Each line that contains the string "with" counts once; report how many such lines appear in the data, as a number only.

◆ ◆ ◆ ◆

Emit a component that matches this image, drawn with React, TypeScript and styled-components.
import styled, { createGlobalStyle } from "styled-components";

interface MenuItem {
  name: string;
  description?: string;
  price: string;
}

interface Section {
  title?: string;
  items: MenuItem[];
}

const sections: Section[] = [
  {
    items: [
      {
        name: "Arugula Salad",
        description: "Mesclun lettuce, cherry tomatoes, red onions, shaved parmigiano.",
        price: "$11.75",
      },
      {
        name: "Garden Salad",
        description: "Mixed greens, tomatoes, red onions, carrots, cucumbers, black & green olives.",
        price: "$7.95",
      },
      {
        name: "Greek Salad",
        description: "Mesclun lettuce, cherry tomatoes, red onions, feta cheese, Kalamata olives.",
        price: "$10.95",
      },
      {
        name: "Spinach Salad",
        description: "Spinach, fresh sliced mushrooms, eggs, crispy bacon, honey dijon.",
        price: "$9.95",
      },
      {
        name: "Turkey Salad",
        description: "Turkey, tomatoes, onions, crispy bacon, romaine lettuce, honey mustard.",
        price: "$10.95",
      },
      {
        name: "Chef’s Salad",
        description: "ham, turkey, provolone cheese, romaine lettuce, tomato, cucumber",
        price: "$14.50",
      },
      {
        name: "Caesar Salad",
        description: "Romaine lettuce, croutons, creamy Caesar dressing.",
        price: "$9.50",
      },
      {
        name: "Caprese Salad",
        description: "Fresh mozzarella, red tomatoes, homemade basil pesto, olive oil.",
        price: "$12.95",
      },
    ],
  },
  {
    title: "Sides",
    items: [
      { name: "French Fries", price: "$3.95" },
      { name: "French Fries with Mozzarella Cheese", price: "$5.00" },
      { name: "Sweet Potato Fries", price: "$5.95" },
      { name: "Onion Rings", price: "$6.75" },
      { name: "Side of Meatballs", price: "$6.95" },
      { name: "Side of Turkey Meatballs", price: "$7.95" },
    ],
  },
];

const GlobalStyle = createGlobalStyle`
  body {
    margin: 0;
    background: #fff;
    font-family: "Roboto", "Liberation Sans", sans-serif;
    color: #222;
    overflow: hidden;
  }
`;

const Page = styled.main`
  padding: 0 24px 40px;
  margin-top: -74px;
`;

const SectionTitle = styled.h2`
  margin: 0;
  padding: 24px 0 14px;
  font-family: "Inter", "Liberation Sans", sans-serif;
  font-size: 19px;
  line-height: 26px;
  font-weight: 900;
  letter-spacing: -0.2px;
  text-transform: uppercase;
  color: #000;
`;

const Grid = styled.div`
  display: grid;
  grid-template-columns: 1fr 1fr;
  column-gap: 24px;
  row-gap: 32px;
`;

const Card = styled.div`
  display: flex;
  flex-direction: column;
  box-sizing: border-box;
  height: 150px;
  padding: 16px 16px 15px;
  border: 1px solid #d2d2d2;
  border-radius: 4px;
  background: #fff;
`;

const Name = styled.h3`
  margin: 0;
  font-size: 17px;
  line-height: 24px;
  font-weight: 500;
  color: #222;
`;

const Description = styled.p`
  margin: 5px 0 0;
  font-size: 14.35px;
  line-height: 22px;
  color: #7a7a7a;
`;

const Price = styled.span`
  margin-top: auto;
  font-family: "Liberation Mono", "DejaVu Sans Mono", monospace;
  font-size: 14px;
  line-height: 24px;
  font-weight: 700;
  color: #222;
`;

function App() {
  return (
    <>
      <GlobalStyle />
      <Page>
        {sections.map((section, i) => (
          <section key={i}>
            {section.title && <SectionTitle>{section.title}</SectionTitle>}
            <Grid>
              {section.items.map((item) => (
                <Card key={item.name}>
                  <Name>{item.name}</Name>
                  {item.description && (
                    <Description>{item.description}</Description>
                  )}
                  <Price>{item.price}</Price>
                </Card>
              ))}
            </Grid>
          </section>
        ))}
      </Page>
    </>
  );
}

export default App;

◆ ◆ ◆ ◆

* [EXERCISE RESULT]
2